The proposed move would follow a change to collection days from February 2021, when crews will be moving to a four day week.
The separate glass collection follows a successful trial the council undertook in 2018, where 17,000 properties received a lockable container for glass.
Currently, the council offers a dry mixed recycling service for properties outside the trial, as well as a separate food and garden collection.
Cardiff operates an in-house collection service and sends household recycling to its own Lamby Way materials recycling facility.
Matthew Wakelam, the council’s assistant director of Street Scene, told a meeting of Cardiff’s environmental scrutiny committee on 3 November: “We’re looking at the benefits to the material recovery facility where we hand-sort material at the moment. You can imagine that when smashed glass goes through there it’s not very good, so if we can separate that out it does two things.
“It improves the quality of material that goes through the material recovery facility, which gives us better prices and less waste, and it improves health and safety and working conditions for those that are sorting.”
Mr Wakelam said the council could generate an income from separating the glass. He told the committee it currently cost the council £35 to dispose of a tonne of glass, whereas they could sell a tonne of separated glass for £20.
Trial
Cardiff trialled a separate glass collection in 2018. Residents of around 17,000 homes were given blue bins into which they could put bottles and jars. Mr Wakelam said the trial had seen very few complaints from residents.

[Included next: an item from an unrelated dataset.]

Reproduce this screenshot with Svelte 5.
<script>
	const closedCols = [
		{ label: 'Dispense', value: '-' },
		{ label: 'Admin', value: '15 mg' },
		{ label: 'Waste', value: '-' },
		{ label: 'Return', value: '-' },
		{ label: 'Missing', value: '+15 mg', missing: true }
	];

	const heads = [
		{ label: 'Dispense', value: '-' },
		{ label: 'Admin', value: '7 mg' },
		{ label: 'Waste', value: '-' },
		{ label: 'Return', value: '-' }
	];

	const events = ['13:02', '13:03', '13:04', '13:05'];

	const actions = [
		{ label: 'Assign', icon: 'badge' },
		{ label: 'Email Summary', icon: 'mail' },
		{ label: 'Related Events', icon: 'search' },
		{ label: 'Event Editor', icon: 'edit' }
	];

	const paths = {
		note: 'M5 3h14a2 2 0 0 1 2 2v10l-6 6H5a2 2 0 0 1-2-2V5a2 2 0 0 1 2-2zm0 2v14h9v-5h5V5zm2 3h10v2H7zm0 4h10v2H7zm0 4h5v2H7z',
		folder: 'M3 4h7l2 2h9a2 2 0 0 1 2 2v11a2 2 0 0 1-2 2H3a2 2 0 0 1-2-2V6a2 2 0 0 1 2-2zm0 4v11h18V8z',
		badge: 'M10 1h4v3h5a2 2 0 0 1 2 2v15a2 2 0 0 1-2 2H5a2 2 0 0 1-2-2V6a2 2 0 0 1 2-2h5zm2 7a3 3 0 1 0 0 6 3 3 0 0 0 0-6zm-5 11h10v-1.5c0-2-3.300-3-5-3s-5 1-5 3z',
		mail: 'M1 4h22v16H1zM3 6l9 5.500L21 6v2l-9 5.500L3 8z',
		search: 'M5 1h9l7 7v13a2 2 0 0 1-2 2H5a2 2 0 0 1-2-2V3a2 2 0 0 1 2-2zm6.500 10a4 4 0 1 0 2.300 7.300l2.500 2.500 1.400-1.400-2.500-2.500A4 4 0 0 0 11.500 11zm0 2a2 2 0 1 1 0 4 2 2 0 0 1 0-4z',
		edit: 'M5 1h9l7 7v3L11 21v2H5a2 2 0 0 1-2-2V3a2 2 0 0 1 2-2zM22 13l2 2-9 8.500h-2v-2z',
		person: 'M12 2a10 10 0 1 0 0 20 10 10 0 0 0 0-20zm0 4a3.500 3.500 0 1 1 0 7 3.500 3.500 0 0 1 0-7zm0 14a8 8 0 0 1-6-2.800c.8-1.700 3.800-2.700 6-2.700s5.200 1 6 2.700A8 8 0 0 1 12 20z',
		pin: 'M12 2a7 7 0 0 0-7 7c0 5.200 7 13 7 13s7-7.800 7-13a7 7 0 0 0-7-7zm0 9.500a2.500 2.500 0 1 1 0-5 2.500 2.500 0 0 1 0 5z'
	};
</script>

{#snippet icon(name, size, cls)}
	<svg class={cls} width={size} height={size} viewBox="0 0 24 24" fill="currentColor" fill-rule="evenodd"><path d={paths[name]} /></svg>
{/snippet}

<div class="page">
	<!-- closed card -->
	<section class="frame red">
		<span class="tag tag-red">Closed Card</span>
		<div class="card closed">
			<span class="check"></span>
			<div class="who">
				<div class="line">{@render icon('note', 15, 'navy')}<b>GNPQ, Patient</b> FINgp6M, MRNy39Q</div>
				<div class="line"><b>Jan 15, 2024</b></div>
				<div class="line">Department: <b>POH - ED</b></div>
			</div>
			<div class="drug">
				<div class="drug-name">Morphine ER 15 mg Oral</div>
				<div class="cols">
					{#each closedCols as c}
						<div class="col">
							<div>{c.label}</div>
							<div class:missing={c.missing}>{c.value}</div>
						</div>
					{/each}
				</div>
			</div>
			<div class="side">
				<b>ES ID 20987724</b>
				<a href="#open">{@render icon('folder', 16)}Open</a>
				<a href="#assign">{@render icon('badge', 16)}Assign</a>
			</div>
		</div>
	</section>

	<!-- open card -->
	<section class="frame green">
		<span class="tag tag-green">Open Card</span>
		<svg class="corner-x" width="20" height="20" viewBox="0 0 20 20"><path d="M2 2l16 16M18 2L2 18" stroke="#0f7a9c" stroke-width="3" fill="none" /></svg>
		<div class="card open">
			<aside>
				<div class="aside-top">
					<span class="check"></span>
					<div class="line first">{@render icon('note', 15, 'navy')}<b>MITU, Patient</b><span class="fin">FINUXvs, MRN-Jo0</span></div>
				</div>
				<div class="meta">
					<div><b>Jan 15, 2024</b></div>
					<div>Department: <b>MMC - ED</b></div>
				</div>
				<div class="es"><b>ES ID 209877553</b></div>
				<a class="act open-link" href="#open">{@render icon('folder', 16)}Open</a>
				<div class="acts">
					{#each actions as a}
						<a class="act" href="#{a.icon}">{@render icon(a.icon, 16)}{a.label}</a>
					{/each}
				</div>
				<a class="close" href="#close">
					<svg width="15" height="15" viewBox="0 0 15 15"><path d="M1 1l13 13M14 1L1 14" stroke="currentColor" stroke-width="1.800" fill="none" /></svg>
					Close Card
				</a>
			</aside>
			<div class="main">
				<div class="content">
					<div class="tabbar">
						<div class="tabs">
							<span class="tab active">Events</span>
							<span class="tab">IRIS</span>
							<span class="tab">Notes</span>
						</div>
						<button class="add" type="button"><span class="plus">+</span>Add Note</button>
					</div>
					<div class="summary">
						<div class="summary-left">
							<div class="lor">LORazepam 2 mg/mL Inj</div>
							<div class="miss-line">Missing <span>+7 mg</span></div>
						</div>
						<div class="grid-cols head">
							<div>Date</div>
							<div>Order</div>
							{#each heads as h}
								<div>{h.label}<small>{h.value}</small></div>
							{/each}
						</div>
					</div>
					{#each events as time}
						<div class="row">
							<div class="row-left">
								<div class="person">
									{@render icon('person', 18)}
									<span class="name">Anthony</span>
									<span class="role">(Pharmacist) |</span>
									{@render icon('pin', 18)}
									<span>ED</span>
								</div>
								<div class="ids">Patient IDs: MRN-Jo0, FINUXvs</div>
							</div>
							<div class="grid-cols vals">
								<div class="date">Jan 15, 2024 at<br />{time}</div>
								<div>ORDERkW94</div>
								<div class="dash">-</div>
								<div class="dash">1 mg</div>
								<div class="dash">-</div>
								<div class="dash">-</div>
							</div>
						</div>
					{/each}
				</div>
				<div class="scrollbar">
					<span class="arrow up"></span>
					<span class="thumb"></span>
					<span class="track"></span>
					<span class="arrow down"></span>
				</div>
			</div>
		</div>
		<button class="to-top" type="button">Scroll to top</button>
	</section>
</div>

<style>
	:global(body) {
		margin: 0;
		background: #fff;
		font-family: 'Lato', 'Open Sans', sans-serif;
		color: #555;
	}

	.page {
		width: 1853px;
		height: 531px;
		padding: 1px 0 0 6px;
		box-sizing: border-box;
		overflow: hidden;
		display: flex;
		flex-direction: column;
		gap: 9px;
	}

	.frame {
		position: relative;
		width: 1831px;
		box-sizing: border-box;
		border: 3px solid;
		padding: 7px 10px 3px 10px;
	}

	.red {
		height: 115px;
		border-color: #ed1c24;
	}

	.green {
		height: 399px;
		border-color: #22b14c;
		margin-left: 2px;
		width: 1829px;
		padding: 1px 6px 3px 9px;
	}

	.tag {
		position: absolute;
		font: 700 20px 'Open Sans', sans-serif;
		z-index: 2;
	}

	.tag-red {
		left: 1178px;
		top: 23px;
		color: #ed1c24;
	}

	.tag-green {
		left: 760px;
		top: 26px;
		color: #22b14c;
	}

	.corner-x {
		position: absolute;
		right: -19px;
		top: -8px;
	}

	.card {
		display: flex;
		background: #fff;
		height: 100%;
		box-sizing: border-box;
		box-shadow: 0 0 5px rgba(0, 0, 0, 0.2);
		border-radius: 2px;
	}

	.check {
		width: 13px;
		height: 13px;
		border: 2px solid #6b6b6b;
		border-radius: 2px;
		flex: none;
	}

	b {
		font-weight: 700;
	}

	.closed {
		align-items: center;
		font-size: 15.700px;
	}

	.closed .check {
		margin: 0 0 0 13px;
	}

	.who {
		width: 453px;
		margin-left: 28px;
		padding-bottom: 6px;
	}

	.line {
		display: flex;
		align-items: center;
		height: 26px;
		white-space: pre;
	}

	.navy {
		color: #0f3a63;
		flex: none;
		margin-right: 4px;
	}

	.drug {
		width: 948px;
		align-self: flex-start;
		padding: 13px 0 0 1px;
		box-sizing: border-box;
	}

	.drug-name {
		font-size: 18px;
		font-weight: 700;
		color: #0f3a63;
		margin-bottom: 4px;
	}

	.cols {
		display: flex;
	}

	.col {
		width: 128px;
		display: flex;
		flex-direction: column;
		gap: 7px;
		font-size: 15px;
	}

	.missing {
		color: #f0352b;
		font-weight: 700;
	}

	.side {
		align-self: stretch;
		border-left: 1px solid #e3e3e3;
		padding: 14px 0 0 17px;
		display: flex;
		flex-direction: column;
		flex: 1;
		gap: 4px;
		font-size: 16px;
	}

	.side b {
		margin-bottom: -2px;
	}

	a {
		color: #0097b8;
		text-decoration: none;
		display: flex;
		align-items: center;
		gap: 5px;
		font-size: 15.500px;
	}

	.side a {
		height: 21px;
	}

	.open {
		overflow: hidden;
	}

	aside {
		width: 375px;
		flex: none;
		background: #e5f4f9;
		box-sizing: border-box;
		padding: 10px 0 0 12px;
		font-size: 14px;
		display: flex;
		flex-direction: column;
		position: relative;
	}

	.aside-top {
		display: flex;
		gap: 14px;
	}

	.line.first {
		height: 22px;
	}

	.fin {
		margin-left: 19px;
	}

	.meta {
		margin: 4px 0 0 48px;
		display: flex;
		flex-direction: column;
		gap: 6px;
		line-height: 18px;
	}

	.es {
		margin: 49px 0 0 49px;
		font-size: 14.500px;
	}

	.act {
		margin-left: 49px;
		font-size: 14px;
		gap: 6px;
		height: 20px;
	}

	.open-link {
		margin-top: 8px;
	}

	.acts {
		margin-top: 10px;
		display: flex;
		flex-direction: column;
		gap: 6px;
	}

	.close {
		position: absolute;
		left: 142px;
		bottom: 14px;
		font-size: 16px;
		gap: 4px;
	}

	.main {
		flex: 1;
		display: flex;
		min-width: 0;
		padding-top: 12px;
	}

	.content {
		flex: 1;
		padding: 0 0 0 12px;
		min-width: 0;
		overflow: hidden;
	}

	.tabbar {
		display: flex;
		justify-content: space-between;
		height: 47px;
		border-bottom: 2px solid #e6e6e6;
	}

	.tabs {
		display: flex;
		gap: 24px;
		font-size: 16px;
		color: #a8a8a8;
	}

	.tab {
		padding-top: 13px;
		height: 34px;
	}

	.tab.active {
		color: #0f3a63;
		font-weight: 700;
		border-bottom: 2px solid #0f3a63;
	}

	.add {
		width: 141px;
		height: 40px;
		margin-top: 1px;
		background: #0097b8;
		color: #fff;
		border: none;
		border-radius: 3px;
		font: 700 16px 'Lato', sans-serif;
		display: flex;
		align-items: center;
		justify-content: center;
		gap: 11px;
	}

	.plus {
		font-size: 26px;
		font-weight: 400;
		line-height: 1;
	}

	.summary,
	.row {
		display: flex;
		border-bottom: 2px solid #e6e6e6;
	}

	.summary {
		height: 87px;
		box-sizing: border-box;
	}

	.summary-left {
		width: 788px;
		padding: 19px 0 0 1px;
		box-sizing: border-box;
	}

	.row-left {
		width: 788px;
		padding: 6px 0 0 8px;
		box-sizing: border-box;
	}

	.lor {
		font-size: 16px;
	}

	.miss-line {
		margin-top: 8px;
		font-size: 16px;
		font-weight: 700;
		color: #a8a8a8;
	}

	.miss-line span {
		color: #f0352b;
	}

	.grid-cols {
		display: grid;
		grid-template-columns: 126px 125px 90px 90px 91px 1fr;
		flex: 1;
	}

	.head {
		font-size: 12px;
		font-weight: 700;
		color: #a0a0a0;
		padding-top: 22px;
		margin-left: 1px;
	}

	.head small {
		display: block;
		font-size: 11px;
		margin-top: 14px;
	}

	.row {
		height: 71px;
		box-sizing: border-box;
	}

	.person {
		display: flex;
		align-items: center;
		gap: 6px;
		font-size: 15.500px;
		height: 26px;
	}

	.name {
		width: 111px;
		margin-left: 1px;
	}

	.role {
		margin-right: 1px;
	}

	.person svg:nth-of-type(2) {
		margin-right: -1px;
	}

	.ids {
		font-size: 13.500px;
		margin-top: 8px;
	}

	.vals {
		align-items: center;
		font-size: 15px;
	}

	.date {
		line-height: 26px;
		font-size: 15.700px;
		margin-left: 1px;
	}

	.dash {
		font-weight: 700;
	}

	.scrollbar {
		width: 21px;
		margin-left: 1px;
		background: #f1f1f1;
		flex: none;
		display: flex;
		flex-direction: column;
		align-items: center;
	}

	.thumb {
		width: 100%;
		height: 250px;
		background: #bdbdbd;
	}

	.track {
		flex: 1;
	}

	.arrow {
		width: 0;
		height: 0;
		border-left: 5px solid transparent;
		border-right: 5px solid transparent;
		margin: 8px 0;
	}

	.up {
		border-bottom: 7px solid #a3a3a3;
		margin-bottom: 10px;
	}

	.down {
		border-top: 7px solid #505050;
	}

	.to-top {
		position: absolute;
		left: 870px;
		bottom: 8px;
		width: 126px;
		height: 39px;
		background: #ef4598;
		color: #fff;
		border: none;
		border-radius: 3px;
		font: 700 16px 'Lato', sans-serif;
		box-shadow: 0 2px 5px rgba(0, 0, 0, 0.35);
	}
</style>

“Glass is probably my next project”
He moved to assuage fears that a separate glass collection could cause disruption by being particularly noisy.
He said: “Letters have also been sent out to residents explaining how successful the trial was. We had very few complaints about the glass collection.

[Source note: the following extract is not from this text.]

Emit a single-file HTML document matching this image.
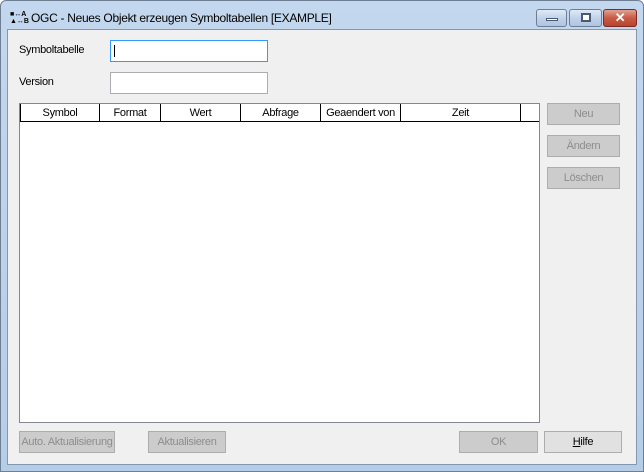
<!DOCTYPE html>
<html><head><style>
*{box-sizing:border-box;margin:0;padding:0}
body{width:644px;height:472px;overflow:hidden;font-family:"Liberation Sans",sans-serif;font-size:11px;letter-spacing:-0.3px;color:#000;background:#fff}
.win{position:absolute;left:0;top:0;width:644px;height:472px;background:linear-gradient(#c3d7ee,#b6cde8);border:1px solid #6e7f94;border-radius:6px 6px 0 0}
.title{position:absolute;left:30px;top:10px;font-size:12px;color:#000;white-space:nowrap}
.client{position:absolute;left:7px;top:29px;width:630px;height:436px;background:#f0f0f0;border:1px solid #8397af}
.a{position:absolute;white-space:nowrap}
.tb{position:absolute;top:8px;height:18px;border:1px solid #6d7e92;border-radius:3px;background:linear-gradient(#dfe9f6,#c1d3ea 50%,#aec4e0)}
.inp{position:absolute;left:110px;width:158px;height:22px;background:#fff;border:1px solid #abadb3}
.btn{position:absolute;height:22px;border:1px solid #adadad;background:#cccccc;color:#8d8d8d;text-align:center;line-height:20px;font-size:11px;white-space:nowrap}
.tab{position:absolute;left:19px;top:103px;width:521px;height:320px;background:#fff;border:1px solid #828790}
.hd{position:absolute;top:0;height:18px;border-right:1px solid #000;border-bottom:1px solid #000;text-align:center;line-height:18px;background:#fff;white-space:nowrap}
</style></head><body>
<div class="win">
<div class="a" style="left:9px;top:10px;font-size:7px;line-height:7px;font-weight:bold;letter-spacing:0">■↔A<br>▲↔B</div>
<div class="title">OGC - Neues Objekt erzeugen Symboltabellen [EXAMPLE]</div>
<div class="tb" style="left:535px;width:31px"><div class="a" style="left:9px;top:8px;width:12px;height:3px;background:#fff;border:1px solid #4a5a70"></div></div>
<div class="tb" style="left:568px;width:33px"><div class="a" style="left:11px;top:3px;width:10px;height:9px;border:2px solid #4a5a70;background:#fff"></div></div>
<div class="tb" style="left:602px;width:34px;border-color:#7a2a22;background:linear-gradient(#e0a292,#c95a44 50%,#b94330)"><div class="a" style="left:0;top:0;width:32px;text-align:center;color:#fff;font-weight:bold;font-size:13px;line-height:16px">✕</div></div>
</div>
<div class="client"></div>
<div class="a" style="left:19px;top:44px">Symboltabelle</div>
<div class="inp" style="top:40px;border-color:#3399ff"><div class="a" style="left:3px;top:4px;width:1px;height:12px;background:#000"></div></div>
<div class="a" style="left:19px;top:76px">Version</div>
<div class="inp" style="top:72px"></div>
<div class="tab">
<div class="hd" style="left:0;width:80px;border-left:1px solid #000">Symbol</div>
<div class="hd" style="left:80px;width:61px">Format</div>
<div class="hd" style="left:141px;width:80px">Wert</div>
<div class="hd" style="left:221px;width:80px">Abfrage</div>
<div class="hd" style="left:301px;width:80px">Geaendert von</div>
<div class="hd" style="left:381px;width:120px">Zeit</div>
<div class="hd" style="left:501px;width:18px;border-right:none"></div>
</div>
<div class="btn" style="left:547px;top:103px;width:73px">Neu</div>
<div class="btn" style="left:547px;top:135px;width:73px">Ändern</div>
<div class="btn" style="left:547px;top:167px;width:73px">Löschen</div>
<div class="btn" style="left:19px;top:431px;width:96px">Auto. Aktualisierung</div>
<div class="btn" style="left:148px;top:431px;width:78px">Aktualisieren</div>
<div class="btn" style="left:459px;top:431px;width:79px">OK</div>
<div class="btn" style="left:544px;top:431px;width:78px;background:#e1e1e1;color:#000"><u>H</u>ilfe</div>
</body></html>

“We use specially insulated vehicles. Obviously, it is a noisy collection, it is top loaded, but they are insulated vehicles.”
Cardiff
With an estimated population of more than 364,000, Cardiff had a recycling rate of 59% in 2019.
Earlier this year, the council briefly sent recyclables to Viridor’s Trident Park energy from waste plant as a result of the coronavirus outbreak (see letsrecycle.com story). It announced in May it would cease doing so from June (see letsrecycle.com story).
Mr Wakelam estimated that, if introduced, a separate collection of glass could improve Cardiff’s recycling rate by 1%, something he suggested would be “no mean feat”.